-- Begin Information shown --
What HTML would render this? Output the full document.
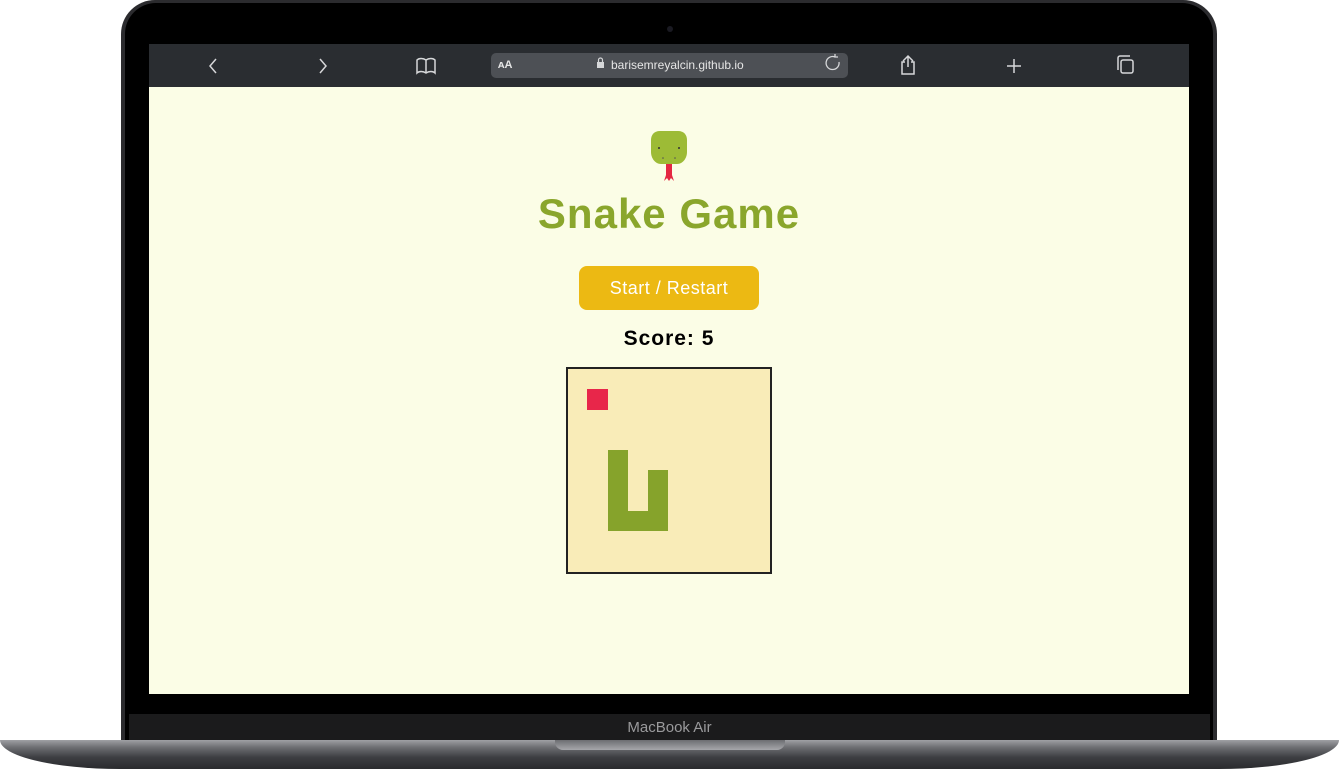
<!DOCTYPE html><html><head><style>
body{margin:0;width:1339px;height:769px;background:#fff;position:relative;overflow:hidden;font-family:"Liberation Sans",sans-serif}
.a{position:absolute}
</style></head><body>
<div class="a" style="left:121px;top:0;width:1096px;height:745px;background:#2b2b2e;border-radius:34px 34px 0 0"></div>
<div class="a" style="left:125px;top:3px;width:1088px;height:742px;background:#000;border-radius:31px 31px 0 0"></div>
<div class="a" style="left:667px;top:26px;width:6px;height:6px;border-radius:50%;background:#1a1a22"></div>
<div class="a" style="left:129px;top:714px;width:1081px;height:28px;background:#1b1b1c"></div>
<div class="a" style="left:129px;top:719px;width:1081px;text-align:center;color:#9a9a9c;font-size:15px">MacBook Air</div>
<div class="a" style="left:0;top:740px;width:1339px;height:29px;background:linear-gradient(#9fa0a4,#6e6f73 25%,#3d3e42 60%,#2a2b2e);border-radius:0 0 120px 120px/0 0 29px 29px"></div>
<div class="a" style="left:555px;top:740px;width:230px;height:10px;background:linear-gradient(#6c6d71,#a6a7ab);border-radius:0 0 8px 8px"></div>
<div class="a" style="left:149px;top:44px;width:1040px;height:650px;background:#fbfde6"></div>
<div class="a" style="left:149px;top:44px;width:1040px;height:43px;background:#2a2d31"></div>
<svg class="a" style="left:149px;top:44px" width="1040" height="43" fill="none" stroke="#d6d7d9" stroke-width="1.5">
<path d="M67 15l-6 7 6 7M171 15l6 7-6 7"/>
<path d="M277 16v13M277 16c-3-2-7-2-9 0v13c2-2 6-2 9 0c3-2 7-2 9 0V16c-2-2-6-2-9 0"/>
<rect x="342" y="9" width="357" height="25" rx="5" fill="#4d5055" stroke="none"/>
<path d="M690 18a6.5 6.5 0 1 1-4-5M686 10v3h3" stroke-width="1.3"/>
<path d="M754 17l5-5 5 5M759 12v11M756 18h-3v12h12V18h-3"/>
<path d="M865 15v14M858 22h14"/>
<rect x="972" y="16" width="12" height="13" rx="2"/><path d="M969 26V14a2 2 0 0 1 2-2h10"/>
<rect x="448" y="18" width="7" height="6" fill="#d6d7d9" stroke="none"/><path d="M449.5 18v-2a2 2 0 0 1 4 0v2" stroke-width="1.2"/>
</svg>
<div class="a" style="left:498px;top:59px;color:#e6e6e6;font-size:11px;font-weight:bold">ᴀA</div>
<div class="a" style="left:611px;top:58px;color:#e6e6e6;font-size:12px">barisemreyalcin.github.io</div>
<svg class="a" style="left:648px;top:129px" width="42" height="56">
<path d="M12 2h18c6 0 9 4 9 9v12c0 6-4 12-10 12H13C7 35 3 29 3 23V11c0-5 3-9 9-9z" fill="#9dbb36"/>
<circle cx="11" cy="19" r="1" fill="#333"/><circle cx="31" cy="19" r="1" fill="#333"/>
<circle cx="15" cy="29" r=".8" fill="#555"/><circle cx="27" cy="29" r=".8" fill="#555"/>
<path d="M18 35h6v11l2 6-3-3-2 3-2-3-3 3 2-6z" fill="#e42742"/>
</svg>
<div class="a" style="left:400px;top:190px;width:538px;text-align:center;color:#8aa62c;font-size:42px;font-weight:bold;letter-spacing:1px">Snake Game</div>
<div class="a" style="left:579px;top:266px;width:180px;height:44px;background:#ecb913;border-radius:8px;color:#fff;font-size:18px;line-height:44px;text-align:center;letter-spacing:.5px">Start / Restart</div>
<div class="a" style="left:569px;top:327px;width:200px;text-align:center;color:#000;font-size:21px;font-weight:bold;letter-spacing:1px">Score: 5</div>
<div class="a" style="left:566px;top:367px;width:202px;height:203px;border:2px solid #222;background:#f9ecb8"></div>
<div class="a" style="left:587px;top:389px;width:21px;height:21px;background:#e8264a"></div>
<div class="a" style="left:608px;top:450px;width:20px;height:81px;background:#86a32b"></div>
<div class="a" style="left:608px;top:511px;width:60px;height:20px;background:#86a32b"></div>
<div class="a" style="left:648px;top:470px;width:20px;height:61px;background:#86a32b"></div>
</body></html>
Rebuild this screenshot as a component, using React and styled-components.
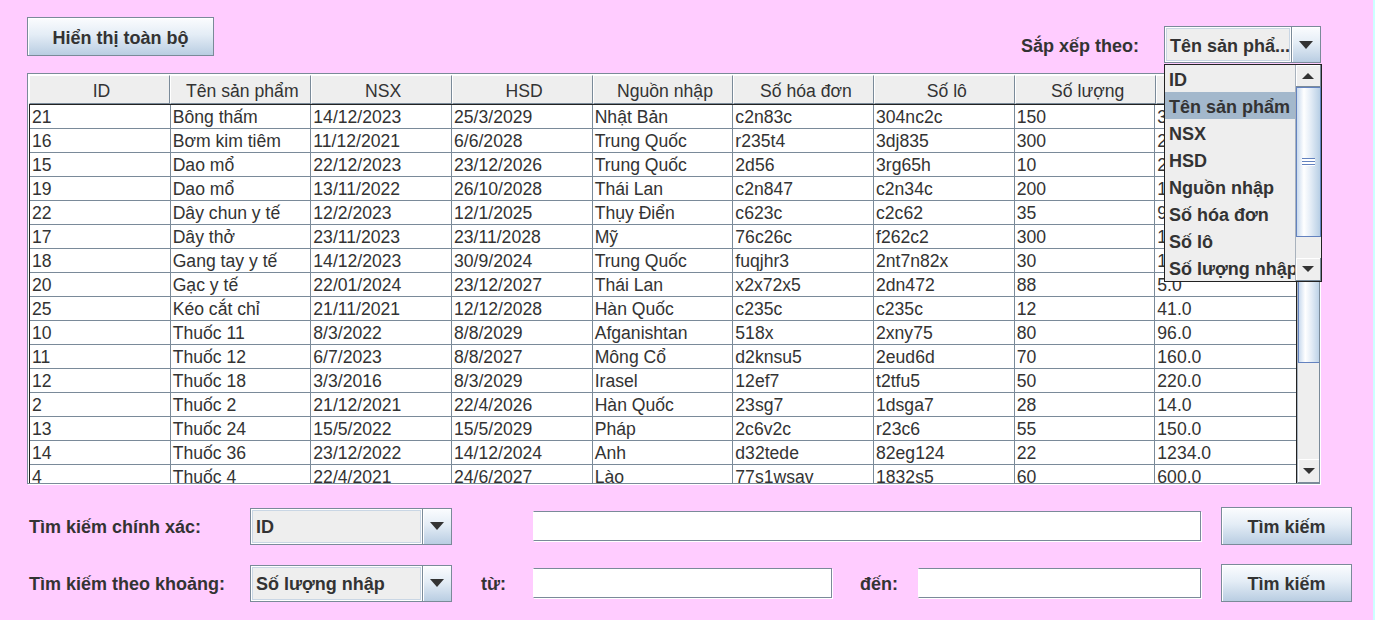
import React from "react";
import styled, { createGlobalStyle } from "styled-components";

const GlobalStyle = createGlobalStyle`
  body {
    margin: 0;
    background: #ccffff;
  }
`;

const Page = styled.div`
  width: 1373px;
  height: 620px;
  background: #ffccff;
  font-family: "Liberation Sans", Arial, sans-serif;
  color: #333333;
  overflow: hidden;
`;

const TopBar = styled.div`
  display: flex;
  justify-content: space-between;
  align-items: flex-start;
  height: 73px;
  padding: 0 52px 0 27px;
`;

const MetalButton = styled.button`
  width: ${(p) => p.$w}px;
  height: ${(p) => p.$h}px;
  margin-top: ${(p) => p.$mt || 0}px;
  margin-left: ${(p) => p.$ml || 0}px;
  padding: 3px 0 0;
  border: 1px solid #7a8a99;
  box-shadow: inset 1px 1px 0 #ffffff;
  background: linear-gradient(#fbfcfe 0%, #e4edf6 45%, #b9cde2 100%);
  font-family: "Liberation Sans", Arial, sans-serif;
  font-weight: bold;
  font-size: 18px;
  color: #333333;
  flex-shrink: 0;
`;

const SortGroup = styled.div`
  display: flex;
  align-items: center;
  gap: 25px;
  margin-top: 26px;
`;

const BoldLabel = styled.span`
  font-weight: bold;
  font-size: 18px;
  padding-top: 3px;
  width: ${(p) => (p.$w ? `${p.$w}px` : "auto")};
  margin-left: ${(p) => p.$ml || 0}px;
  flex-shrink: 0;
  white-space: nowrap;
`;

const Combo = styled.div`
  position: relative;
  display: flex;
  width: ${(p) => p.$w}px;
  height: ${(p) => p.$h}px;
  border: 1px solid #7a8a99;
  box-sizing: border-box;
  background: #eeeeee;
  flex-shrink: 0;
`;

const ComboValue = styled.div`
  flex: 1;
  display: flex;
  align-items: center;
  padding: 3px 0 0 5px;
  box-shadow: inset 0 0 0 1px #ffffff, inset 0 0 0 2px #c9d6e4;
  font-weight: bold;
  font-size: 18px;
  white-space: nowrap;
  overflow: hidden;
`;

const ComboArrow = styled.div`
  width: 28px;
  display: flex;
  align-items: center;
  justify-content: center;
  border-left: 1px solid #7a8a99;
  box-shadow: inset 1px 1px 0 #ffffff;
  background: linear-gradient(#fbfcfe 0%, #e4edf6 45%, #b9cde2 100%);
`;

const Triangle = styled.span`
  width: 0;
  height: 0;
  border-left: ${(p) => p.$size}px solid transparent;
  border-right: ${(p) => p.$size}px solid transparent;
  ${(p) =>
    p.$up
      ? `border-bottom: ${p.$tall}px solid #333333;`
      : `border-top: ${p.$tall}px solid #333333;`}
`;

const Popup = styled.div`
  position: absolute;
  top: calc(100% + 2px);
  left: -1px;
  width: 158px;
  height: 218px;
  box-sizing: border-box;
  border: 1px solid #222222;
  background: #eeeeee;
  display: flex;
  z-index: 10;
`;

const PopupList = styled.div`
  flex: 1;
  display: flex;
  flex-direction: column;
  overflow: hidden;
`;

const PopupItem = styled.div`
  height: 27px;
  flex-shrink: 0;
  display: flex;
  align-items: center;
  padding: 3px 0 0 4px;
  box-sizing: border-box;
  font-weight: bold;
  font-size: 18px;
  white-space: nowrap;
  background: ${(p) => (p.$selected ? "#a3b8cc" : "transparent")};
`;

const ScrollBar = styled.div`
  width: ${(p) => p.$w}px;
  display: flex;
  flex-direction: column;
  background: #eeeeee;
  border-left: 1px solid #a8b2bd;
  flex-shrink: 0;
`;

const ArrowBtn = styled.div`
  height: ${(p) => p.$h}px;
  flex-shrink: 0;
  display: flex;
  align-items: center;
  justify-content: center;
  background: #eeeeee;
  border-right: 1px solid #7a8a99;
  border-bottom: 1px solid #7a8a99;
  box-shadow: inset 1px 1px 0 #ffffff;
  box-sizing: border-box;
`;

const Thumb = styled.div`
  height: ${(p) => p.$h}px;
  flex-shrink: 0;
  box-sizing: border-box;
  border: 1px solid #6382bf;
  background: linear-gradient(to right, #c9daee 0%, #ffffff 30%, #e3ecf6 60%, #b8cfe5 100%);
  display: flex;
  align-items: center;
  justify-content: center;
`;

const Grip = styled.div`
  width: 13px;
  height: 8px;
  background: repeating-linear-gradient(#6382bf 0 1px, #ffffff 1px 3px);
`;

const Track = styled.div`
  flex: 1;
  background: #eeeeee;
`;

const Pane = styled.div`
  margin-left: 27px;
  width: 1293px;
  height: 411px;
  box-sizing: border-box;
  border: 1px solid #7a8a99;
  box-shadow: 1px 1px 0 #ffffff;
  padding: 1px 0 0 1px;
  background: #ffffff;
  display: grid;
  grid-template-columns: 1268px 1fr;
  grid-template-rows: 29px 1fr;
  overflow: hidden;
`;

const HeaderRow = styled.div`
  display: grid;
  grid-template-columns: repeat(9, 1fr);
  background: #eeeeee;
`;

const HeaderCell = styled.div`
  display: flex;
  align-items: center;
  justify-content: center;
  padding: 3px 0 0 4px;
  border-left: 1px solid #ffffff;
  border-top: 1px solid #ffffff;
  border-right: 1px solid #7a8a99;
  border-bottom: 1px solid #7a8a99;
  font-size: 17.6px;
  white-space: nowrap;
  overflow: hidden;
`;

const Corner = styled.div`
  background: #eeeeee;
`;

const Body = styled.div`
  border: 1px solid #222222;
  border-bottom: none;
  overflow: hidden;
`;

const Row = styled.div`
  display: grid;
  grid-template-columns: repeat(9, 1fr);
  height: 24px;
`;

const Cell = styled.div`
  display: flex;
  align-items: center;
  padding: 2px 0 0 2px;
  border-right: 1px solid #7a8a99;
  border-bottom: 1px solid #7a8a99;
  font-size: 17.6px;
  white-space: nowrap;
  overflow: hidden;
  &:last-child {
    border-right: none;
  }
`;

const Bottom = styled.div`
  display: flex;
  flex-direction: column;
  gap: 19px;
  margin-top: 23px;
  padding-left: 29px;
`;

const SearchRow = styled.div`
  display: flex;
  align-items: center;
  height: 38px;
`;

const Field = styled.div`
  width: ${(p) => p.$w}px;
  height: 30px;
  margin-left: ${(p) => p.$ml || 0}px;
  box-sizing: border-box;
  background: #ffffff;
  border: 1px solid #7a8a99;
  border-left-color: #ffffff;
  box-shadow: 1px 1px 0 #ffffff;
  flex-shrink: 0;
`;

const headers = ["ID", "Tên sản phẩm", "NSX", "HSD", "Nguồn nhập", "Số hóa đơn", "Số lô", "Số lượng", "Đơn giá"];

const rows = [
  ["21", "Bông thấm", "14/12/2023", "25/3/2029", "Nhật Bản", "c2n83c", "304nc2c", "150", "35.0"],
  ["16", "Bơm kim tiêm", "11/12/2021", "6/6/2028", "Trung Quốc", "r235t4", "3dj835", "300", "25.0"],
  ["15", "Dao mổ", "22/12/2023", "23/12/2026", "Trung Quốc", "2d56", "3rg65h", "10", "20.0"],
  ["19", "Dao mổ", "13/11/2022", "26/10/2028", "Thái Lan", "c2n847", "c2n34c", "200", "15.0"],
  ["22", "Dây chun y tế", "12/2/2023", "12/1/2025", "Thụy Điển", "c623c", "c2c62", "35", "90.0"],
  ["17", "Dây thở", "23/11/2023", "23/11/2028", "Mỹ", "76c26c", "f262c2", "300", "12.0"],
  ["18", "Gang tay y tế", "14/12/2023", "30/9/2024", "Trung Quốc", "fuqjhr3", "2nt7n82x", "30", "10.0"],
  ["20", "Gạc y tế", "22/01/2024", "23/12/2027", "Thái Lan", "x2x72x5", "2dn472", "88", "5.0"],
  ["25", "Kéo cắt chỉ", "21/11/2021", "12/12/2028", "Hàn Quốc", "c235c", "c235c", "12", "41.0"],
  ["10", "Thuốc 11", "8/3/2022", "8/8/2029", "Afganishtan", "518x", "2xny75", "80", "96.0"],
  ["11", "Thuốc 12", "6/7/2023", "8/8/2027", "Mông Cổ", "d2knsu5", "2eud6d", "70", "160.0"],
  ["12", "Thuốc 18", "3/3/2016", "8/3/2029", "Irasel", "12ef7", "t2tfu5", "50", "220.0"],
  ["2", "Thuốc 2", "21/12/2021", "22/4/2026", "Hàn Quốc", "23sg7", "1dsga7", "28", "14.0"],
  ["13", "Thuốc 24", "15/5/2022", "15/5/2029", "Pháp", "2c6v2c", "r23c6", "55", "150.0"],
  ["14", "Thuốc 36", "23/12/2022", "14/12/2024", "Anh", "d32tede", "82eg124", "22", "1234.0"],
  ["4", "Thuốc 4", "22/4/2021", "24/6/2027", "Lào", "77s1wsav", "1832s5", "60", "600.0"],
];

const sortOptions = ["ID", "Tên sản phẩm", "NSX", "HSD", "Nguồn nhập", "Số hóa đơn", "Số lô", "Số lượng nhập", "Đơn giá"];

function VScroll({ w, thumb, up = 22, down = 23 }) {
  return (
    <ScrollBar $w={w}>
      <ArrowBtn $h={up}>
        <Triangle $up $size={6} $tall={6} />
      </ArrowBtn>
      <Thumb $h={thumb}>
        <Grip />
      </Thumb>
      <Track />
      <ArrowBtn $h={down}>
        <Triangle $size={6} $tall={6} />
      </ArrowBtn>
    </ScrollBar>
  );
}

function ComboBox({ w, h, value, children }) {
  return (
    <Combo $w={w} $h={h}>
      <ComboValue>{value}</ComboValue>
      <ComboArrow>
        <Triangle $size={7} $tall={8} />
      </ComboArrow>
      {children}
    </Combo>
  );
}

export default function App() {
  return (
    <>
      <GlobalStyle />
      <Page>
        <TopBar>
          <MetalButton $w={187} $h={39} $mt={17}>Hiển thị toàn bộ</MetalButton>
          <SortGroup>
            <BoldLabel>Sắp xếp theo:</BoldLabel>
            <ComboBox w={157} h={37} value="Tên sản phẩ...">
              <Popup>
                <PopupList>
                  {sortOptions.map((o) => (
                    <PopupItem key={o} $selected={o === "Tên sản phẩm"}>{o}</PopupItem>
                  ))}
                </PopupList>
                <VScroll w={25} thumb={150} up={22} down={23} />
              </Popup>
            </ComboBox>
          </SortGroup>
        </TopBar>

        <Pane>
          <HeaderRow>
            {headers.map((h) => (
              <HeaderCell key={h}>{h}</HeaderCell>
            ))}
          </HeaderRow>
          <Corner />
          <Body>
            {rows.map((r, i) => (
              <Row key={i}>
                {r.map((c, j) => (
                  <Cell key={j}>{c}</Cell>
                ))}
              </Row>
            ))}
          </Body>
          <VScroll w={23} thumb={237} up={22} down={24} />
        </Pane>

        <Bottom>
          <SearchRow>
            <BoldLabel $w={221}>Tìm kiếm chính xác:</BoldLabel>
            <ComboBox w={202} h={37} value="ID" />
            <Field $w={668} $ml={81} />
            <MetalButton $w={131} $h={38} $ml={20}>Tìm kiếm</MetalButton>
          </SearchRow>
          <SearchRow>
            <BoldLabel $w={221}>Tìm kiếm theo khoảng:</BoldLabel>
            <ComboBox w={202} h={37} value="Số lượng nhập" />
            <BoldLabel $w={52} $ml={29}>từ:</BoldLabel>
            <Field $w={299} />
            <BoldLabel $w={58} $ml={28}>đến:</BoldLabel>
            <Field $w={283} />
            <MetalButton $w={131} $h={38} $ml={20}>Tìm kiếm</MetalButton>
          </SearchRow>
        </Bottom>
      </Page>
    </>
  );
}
-- End Information shown --
- Written task -
Find the lines holding "this" and list every one.

- Exercise output -
What HTML would render this? Output the full document.
Rebuild this screenshot as a component, using React and styled-components.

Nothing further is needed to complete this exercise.